Wednesday, May 20, 2009

When to defriend and defollow

When I was growing up as a nerdy teen on Long Island, needless to say I wasn't one of the Popular Kids. Back then we called it Junior High rather than the current appellation Middle School and now nerds are now the new cool kids. In my youth, we didn't have reality shows where beauties met their geeks, Bill Gates hadn't yet gone to, let alone dropped out of college, and the Steves were still eating fruits rather than making Macs. We didn't even have computers, phones still had dials on them, and we all watched one of three network TV channels and read newspapers that came in the afternoon. And all of our parents bought American-made cars.

Ok, enough nostalgia. I give this as background, to explain my own behavior when I started getting involved in social networks. My first thought was to collect as many "friends" as I could, to grow my network quickly and add just about everyone that I had an email address for. Now that I have accumulated a bunch of people on Facebook, LinkedIn, Twitter and Plaxo, I have a different strategy.

I want quality rather than quantity. As my networks have grown – and they still aren't as large as my college-age daughter (see, it is that underdog feeling again) – I have seen the "feed" streams that are produced from all these people just burying me in the details and status updates of their lives. I try to dip into this vast, deep flow of information on a daily basis, but it quickly overwhelms me. I run back to the relative comfort of my email inbox, where at least I can hit the delete key and pare things down to a reasonable single screen of to-do and action items and people that I have to return messages to.

Burger King ran a promotion not too long ago where they asked people to defriend 10 Facebook friends in order to get a coupon for a free burger. They were swamped with thousands of requests, thereby establishing the value of a friend at somewhere around a quarter. That is pretty depressing. I always thought a friend was worth at least a couple of bucks, if not more.

I also want to grow my networks slower, because like anything else on the Internet, I am concerned about customer retention and my networks are my customers.
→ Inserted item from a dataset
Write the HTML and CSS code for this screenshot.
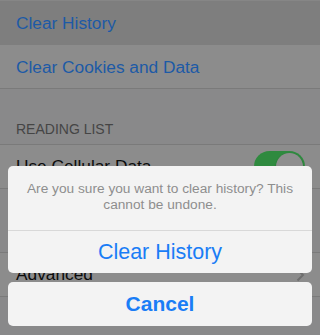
FILE: index.html
```html
<!DOCTYPE html>
<html>
<head>
<meta charset="utf-8">
<link rel="stylesheet" href="styles.css">
</head>
<body>
<div class="screen">
  <div class="group">
    <div class="row row-first row-active"><span class="link">Clear History</span></div>
    <div class="row row-last"><span class="link">Clear Cookies and Data</span></div>
  </div>
  <div class="section-header"><span>READING LIST</span></div>
  <div class="group group-bordered">
    <div class="row row-switch">
      <span class="label">Use Cellular Data</span>
      <span class="switch"><span class="knob"></span></span>
    </div>
  </div>
  <div class="section-gap"></div>
  <div class="group group-bordered">
    <div class="row row-switch">
      <span class="label">Advanced</span>
      <svg class="chevron" width="9" height="14" viewBox="0 0 9 14"><path d="M1.5 1.5 L7 7 L1.5 12.5" fill="none" stroke="#6e6e6e" stroke-width="2"/></svg>
    </div>
  </div>

  <div class="sheet">
    <div class="sheet-group">
      <div class="sheet-message">Are you sure you want to clear history? This cannot be undone.</div>
      <div class="sheet-button destructive">Clear History</div>
    </div>
    <div class="sheet-group sheet-cancel">
      <div class="sheet-button cancel">Cancel</div>
    </div>
  </div>
</div>
</body>
</html>
```

FILE: styles.css
```css
* { box-sizing: border-box; }
html, body { margin: 0; padding: 0; }
body {
  width: 320px;
  height: 335px;
  overflow: hidden;
  background: #8a8a8b;
  font-family: "Liberation Sans", Arial, sans-serif;
}
.screen {
  position: relative;
  width: 320px;
  height: 335px;
  overflow: hidden;
  background: #89898a;
}
.group { display: flex; flex-direction: column; }
.group-bordered { border-top: 1px solid #7a7a7a; border-bottom: 1px solid #7a7a7a; }
.row {
  display: flex;
  align-items: center;
  padding: 0 15px 0 16px;
  background: #8c8c8c;
  font-size: 17px;
}
.row-first { height: 45px; border-top: 1px solid #868686; padding-top: 1px; }
.row-active { background: #7e7e7e; }
.row-last { height: 44px; border-bottom: 1px solid #7a7a7a; padding-top: 1px; }
.link { color: #1d5aa6; font-size: 17.3px; }
.section-header {
  height: 55px;
  display: flex;
  align-items: flex-end;
  padding: 0 16px 7px;
  font-size: 14px;
  line-height: 16px;
  color: #454545;
}
.row-switch { height: 43px; justify-content: space-between; }
.label { color: #0c0c0c; font-size: 17.3px; }
.switch {
  position: relative;
  width: 51px;
  height: 31px;
  border-radius: 16px;
  background: #2f8a3f;
}
.knob {
  position: absolute;
  right: 2px;
  top: 2px;
  width: 27px;
  height: 27px;
  border-radius: 50%;
  background: #8e8e8e;
  box-shadow: 0 1px 2px rgba(0,0,0,0.25);
}
.chevron { margin-top: 1px; }
.section-gap { height: 63px; }

.sheet {
  position: absolute;
  left: 8px;
  right: 8px;
  bottom: 9px;
  display: flex;
  flex-direction: column;
  gap: 9px;
}
.sheet-group {
  background: #f3f3f3;
  border-radius: 5px;
  overflow: hidden;
}
.sheet-message {
  padding: 15px 14px 18px;
  font-size: 13.7px;
  line-height: 15.5px;
  text-align: center;
  color: #8e8e8e;
  border-bottom: 1px solid #d8d8d8;
}
.sheet-button {
  display: flex;
  align-items: center;
  justify-content: center;
  color: #1a7df6;
}
.destructive { height: 42px; font-size: 21.5px; }
.cancel { height: 44px; font-size: 21px; font-weight: bold; }
```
You are the people that will (hopefully soon, puh-lease) pay me money to speak at a conference, write an article or white paper, produce a screencast video, or do some custom product consulting. So I don't want to just spam you with needless updates about what I had for breakfast or insights about my pets or family vacations, although I did get some interesting feedback when I mention the books that I read in my last missive.

So I have gotten pickier about who I add to my various networks. And while I don't want to be as snobby as that Jr. High clique of popular kids, I do think we all need to take a step back and consider what our friending – and more importantly defriending –policies will be going forward.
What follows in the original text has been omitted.